Conference for Open Source Coders, Users and Promoters (COSCUP; 開源人年會) is an annual conference held by Taiwanese open source community participants since 2006. It is a major force of free software movement advocacy in Taiwan. The event is typically held over two days and includes talks, sponsor and communities booths, and Birds of a feather sessions. In addition to international speakers, many Taiwanese local open source contributors often give talks. The chief organizer, other staffs, and speakers are all volunteers.

COSCUP's aim is to provide a platform to connect open source coders, users, and promoters, and promote free and open-source software (FLOSS) with the annual conference. The conference is free to attend because of the sponsors and donors. Since the conference venue is limited, tickets are often sold out immediately after the online registration starts.

The lightweight Desktop Environment LXDE was announced at COSCUP 2006.

== History ==
COSCUP's predecessor was the community talks in International Conference on Open Source (:zh:國際開放源碼研討會, ICOS). In 2006, ICOS's topics no longer fit some attendees' demand; Taiwanese open source community participants initiated COSCUP as a "festival" for Taiwanese open source communities. The initiative was supported by organizations including the Institute for Information Industry, Taipei Open Source Software User Group, and Chisn Information Co.

The first event, COSCUP 2006, was held at National Taiwan University Sports Center, and was attended by nearly 200 participants. The conference subsequently changed venues several times. From 2010 to 2012, it was held at the Humanities and Social Sciences Building of Academia Sinica, where attendance grew to over one thousand participants annually.
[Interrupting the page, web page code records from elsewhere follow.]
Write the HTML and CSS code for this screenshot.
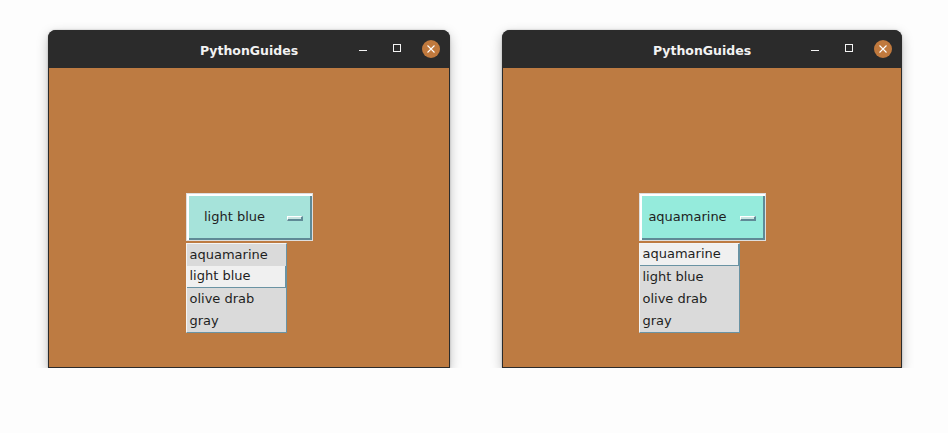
FILE: index.html
```html
<!DOCTYPE html>
<html>
<head>
<meta charset="utf-8">
<link rel="stylesheet" href="styles.css">
</head>
<body>
<div class="desktop">
  <div class="window">
    <div class="titlebar">
      <span class="title">PythonGuides</span>
      <div class="controls">
        <span class="ctl min"></span>
        <span class="ctl max"></span>
        <span class="ctl close">
          <svg width="18" height="18" viewBox="0 0 18 18"><path d="M5.5 5.5 L12.5 12.5 M12.5 5.5 L5.5 12.5" stroke="#fff" stroke-width="1.1" fill="none"/></svg>
        </span>
      </div>
    </div>
    <div class="content">
      <div class="option">
        <div class="menubutton mb-lightblue">
          <span class="mb-text">light blue</span>
          <span class="indicator"></span>
        </div>
        <ul class="menu">
          <li class="item">aquamarine</li>
          <li class="item active">light blue</li>
          <li class="item">olive drab</li>
          <li class="item">gray</li>
        </ul>
      </div>
    </div>
  </div>
  <div class="window second">
    <div class="titlebar">
      <span class="title">PythonGuides</span>
      <div class="controls">
        <span class="ctl min"></span>
        <span class="ctl max"></span>
        <span class="ctl close">
          <svg width="18" height="18" viewBox="0 0 18 18"><path d="M5.5 5.5 L12.5 12.5 M12.5 5.5 L5.5 12.5" stroke="#fff" stroke-width="1.1" fill="none"/></svg>
        </span>
      </div>
    </div>
    <div class="content">
      <div class="option">
        <div class="menubutton mb-aqua">
          <span class="mb-text">aquamarine</span>
          <span class="indicator"></span>
        </div>
        <ul class="menu">
          <li class="item active">aquamarine</li>
          <li class="item">light blue</li>
          <li class="item">olive drab</li>
          <li class="item">gray</li>
        </ul>
      </div>
    </div>
  </div>
</div>
</body>
</html>
```

FILE: styles.css
```css
html, body {
  margin: 0;
  padding: 0;
  background: #fdfdfd;
}
.desktop {
  display: flex;
  gap: 52px;
  padding: 30px 0 0 48px;
}
.window {
  width: 402px;
  height: 338px;
  display: flex;
  flex-direction: column;
  border-radius: 8px 8px 0 0;
  background: #2b2b2b;
  box-shadow: 0 4px 12px rgba(0, 0, 0, 0.25), 0 0 2px rgba(0,0,0,0.25);
  overflow: hidden;
}
.window.second {
  width: 400px;
}
.titlebar {
  height: 38px;
  flex: none;
  display: flex;
  align-items: center;
  justify-content: center;
  position: relative;
  background: #2b2b2b;
}
.title {
  font-family: "DejaVu Sans", sans-serif;
  font-weight: bold;
  font-size: 12.5px;
  color: #f2f2f2;
  margin-top: 2px;
}
.controls {
  position: absolute;
  right: 10px;
  top: 10px;
  display: flex;
  align-items: center;
}
.ctl {
  display: block;
}
.min {
  width: 8px;
  height: 1.5px;
  background: #f4f4f4;
  margin-top: 3px;
  margin-right: 26px;
}
.max {
  width: 6px;
  height: 6px;
  border: 1.3px solid #f4f4f4;
  margin-top: -2px;
  margin-right: 21px;
}
.close {
  width: 18px;
  height: 18px;
  border-radius: 50%;
  background: #c0793d;
}
.close svg {
  display: block;
}
.content {
  flex: 1;
  margin: 0 1px 1px 1px;
  background: #bd7b42;
  display: flex;
  justify-content: center;
  padding-top: 125px;
}
.option {
  position: relative;
  width: 127px;
  height: 48px;
}
.menubutton {
  box-sizing: border-box;
  width: 127px;
  height: 48px;
  border: 1px solid #dedede;
  display: flex;
  align-items: center;
  font-family: "DejaVu Sans", sans-serif;
  font-size: 13px;
  color: #1e1e1e;
  box-shadow: inset 2px 2px 0 #ffffff, inset -2px -2px 0 #5f8a96;
}
.mb-lightblue {
  background: #a6e3da;
}
.mb-aqua {
  background: #95ebdc;
}
.mb-text {
  width: 98px;
  text-align: center;
  margin-left: -1px;
  padding-bottom: 2px;
}
.indicator {
  box-sizing: border-box;
  width: 16px;
  height: 5px;
  margin-left: 3px;
  margin-top: 3px;
  border-top: 1px solid #ffffff;
  border-left: 1px solid #ffffff;
  border-right: 2px solid #5f8a96;
  border-bottom: 2px solid #5f8a96;
  background: #c8e6e2;
}
.menu {
  position: absolute;
  left: 0;
  top: 50px;
  width: 101px;
  box-sizing: border-box;
  margin: 0;
  padding: 0;
  list-style: none;
  background: #dadada;
  border: 1px solid;
  border-color: #f4f4f4 #6a93a3 #6a93a3 #f4f4f4;
  font-family: "DejaVu Sans", sans-serif;
  font-size: 13px;
  color: #1e1e1e;
}
.item {
  height: 22px;
  line-height: 21px;
  padding-left: 3px;
  box-sizing: border-box;
}
.item.active {
  background: #f0f0f0;
  border-bottom: 1px solid #6a93a3;
  border-right: 1px solid #6a93a3;
  line-height: 20px;
}
```
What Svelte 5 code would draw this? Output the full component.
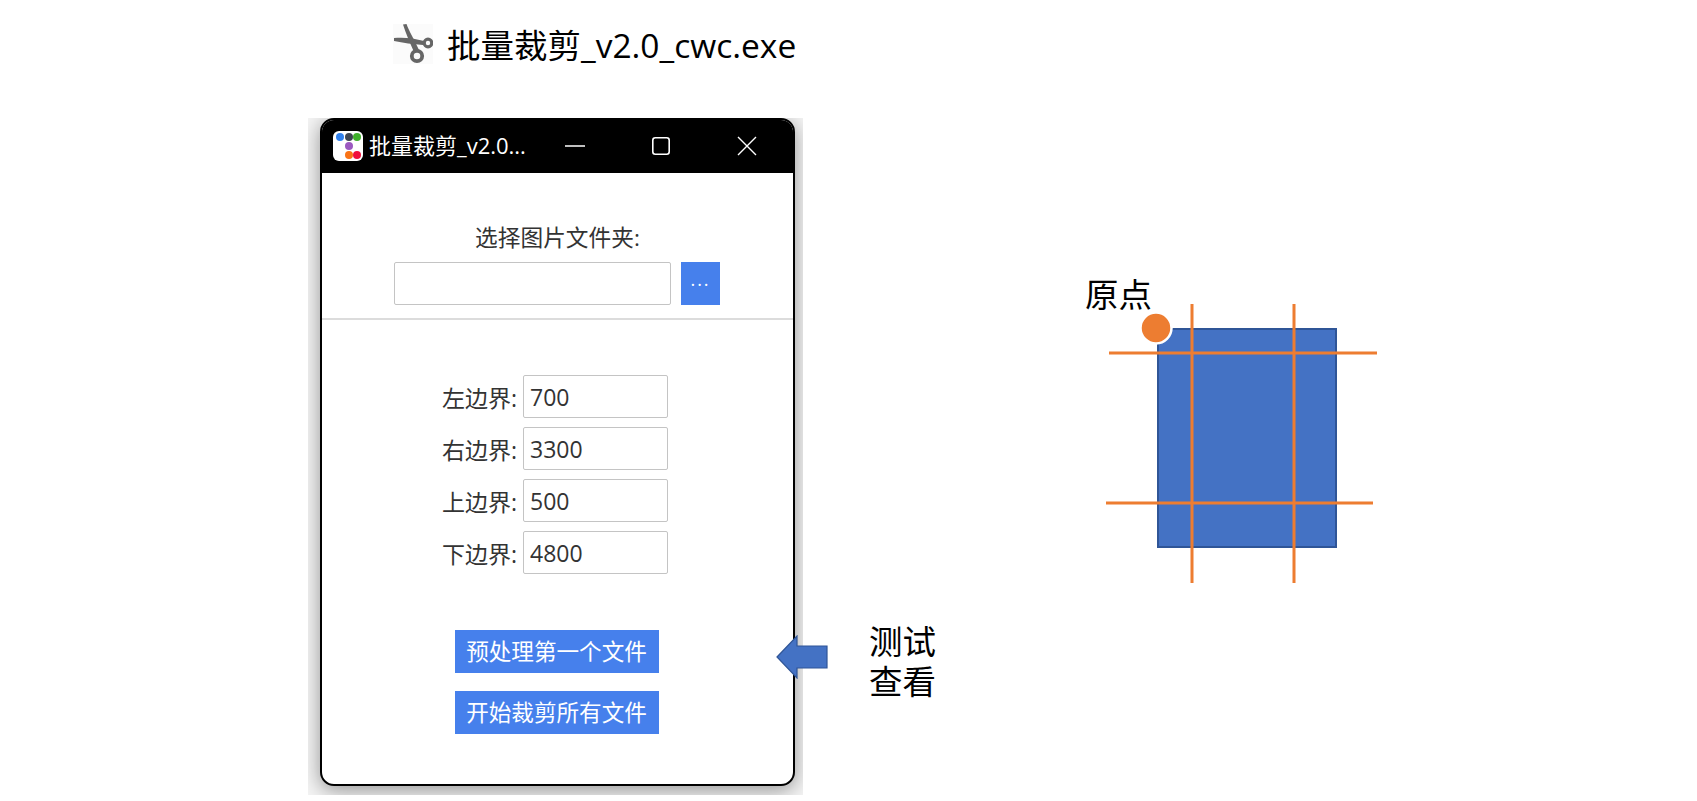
<script>
	const fields = [
		{ label: '左边界:', value: '700' },
		{ label: '右边界:', value: '3300' },
		{ label: '上边界:', value: '500' },
		{ label: '下边界:', value: '4800' },
	];
</script>

<div class="page">
	<div class="left">
		<div class="exe">
			<svg class="scissors" width="40" height="40" viewBox="0 0 40 40" fill="none" stroke="#666">
				<path d="M10 0.5 L13.5 0 C16 7 21 15 26 26 L21 28 C17 19 13 10 10 0.5Z" fill="#666" stroke="none" />
				<path d="M1 14 C10 13 21 14 31 17 L30 21 C20 20 10 19 1 17Z" fill="#666" stroke="none" />
				<circle cx="24" cy="32" r="5.2" stroke-width="3.8" />
				<circle cx="35" cy="19" r="3.8" stroke-width="3.2" />
			</svg>
			<span>批量裁剪_v2.0_cwc.exe</span>
		</div>

		<div class="shadow">
			<div class="window">
				<div class="titlebar">
					<svg class="appicon" width="30" height="30" viewBox="0 0 30 30">
						<rect width="30" height="30" rx="6" fill="#fff" />
						<circle cx="7" cy="6" r="4" fill="#2f80ed" />
						<circle cx="16" cy="6" r="4" fill="#3d4450" />
						<circle cx="24" cy="6" r="4" fill="#3fb02c" />
						<circle cx="16" cy="15" r="4" fill="#9b59c0" />
						<circle cx="16" cy="24" r="4" fill="#f97316" />
						<circle cx="24" cy="24" r="4" fill="#f0103c" />
					</svg>
					<span class="title">批量裁剪_v2.0...</span>
					<div class="controls">
						<svg width="20" height="20" viewBox="0 0 20 20"><path d="M0 10H20" stroke="#fff" stroke-width="1.6" /></svg>
						<svg width="20" height="20" viewBox="0 0 20 20"><rect x="1.8" y="1.8" width="16.4" height="16.4" rx="2.5" fill="none" stroke="#fff" stroke-width="1.6" /></svg>
						<svg width="20" height="20" viewBox="0 0 20 20"><path d="M1 1L19 19M19 1L1 19" stroke="#fff" stroke-width="1.4" /></svg>
					</div>
				</div>

				<div class="folder">
					<div class="folder-label">选择图片文件夹:</div>
					<div class="folder-row">
						<input class="path" type="text" />
						<button class="browse">...</button>
					</div>
				</div>

				<div class="bounds">
					{#each fields as f}
						<div class="field">
							<label for={f.label}>{f.label}</label>
							<input id={f.label} type="text" value={f.value} />
						</div>
					{/each}
				</div>

				<div class="actions">
					<button class="action">预处理第一个文件</button>
					<button class="action">开始裁剪所有文件</button>
				</div>
			</div>
		</div>
	</div>

	<div class="callout">
		<svg width="52" height="44" viewBox="0 0 52 44">
			<path d="M1 22L21 1V11H51V33H21V43Z" fill="#4472c4" stroke="#2f5597" stroke-width="1.2" />
		</svg>
		<div class="callout-text">测试<br />查看</div>
	</div>

	<svg class="diagram" width="300" height="320" viewBox="1085 270 300 320">
		<rect x="1158" y="329" width="178" height="218" fill="#4472c4" stroke="#2f5597" stroke-width="2" />
		<g stroke="#ed7d31" stroke-width="3">
			<path d="M1192 304V583" />
			<path d="M1294 304V583" />
			<path d="M1109 353H1377" />
			<path d="M1106 503H1373" />
		</g>
		<circle cx="1156" cy="328" r="15.5" fill="#ed7d31" stroke="#fff" stroke-width="2.5" />
		<text x="1085" y="307">原点</text>
	</svg>
</div>

<style>
	:global(body) {
		margin: 0;
		background: #fff;
	}

	.page {
		display: flex;
		align-items: flex-start;
		width: 1697px;
		height: 801px;
		overflow: hidden;
		font-family: "Open Sans", "Noto Sans CJK SC", sans-serif;
	}

	.left {
		margin-left: 308px;
		width: 495px;
		flex: none;
	}

	.exe {
		display: flex;
		align-items: center;
		gap: 14px;
		height: 40px;
		margin: 23px 0 0 85px;
		font-size: 33.5px;
		color: #000;
		white-space: nowrap;
	}

	.scissors {
		flex: none;
		margin-top: 2px;
		background: #fbfbfb;
	}

	.shadow {
		margin-top: 55px;
		padding: 0 8px 9px 12px;
		overflow: hidden;
		background: #f4f4f4;
	}

	.window {
		height: 668px;
		box-sizing: border-box;
		border: 2px solid #000;
		border-radius: 14px;
		background: #fff;
		box-shadow: 0 4px 20px rgba(0, 0, 0, 0.4);
		overflow: hidden;
	}

	.titlebar {
		display: flex;
		align-items: center;
		height: 53px;
		background: #000;
		color: #fff;
		padding: 0 0 2px 11px;
		box-sizing: border-box;
	}

	.appicon {
		flex: none;
	}

	.title {
		margin: 0 0 3px 6px;
		font-size: 22px;
		white-space: nowrap;
	}

	.controls {
		display: flex;
		gap: 66px;
		margin-left: 39px;
	}

	.folder {
		height: 147px;
		box-sizing: border-box;
		padding-top: 50px;
		border-bottom: 2px solid #dcdcdc;
	}

	.folder-label {
		text-align: center;
		font-size: 22.7px;
		line-height: 30px;
		color: #333;
	}

	.folder-row {
		display: flex;
		gap: 10px;
		margin: 9px 0 0 72px;
	}

	input {
		box-sizing: border-box;
		height: 43px;
		border: 1px solid #c4c4c4;
		border-radius: 2px;
		background: #fff;
		color: #333;
		font: inherit;
		font-size: 23px;
		padding: 0 6px;
		outline: none;
	}

	.path {
		width: 277px;
	}

	.browse {
		width: 39px;
		height: 43px;
		border: none;
		padding: 0 0 10px;
		background: #4680ec;
		color: #fff;
		font: inherit;
		font-size: 18px;
		letter-spacing: 2px;
	}

	.bounds {
		display: flex;
		flex-direction: column;
		gap: 9px;
		padding-top: 55px;
	}

	.field {
		display: flex;
		align-items: center;
		justify-content: flex-end;
		padding-right: 125px;
		gap: 6px;
	}

	.field label {
		font-size: 23px;
		color: #333;
	}

	.field input {
		width: 145px;
	}

	.actions {
		display: flex;
		flex-direction: column;
		align-items: center;
		gap: 18px;
		margin-top: 56px;
		padding-right: 2px;
	}

	.action {
		width: 204px;
		height: 43px;
		border: none;
		padding: 0 0 2px;
		background: #4680ec;
		color: #fff;
		font: inherit;
		font-size: 22.6px;
		white-space: nowrap;
	}

	.callout {
		display: flex;
		align-items: flex-start;
		flex: none;
		gap: 41px;
		margin: 621px 0 0 -27px;
	}

	.callout svg {
		margin-top: 14px;
	}

	.callout-text {
		font-size: 33.5px;
		line-height: 40px;
		color: #000;
	}

	.diagram {
		flex: none;
		margin: 270px 0 0 148.5px;
	}

	.diagram text {
		font-size: 33.5px;
		fill: #000;
	}
</style>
In 2013, COSCUP was held at the Taipei International Convention Center, with 1,500 attendees, and 110 talks. Later in 2014, COSCUP returned to Academia Sinica Humanities and Social Sciences Building, but the conference also extends to the neighboring Academia Sinica Academic Activities Center. This was the first time COSCUP was held in two venues simultaneously.

The number of attendees grew to almost 2000 by COSCUP 2014.

Due to changes in venue availability at Academia Sinica following labor policy adjustments in Taiwan, COSCUP relocated again in 2017. That year, the conference reintroduced a community track system, in which multiple open source communities organized and curated their own sessions. The 2017 event included appearances by public figures such as Ko Wen-je and Simon Chang. In 2018, COSCUP was held at National Taiwan University of Science and Technology.

== Registration ==
COSCUP's registration set records in 2010, 2011, and 2012, as the server crashed within minutes after registrations began, the registration process is often done after hours, due to heavy server load. In COSCUP 2013, the conference started to use Registrano for registration. The system successfully sustained the heavy load of the registrations, this also led to the later success with KKTIX with COSCUP 2014.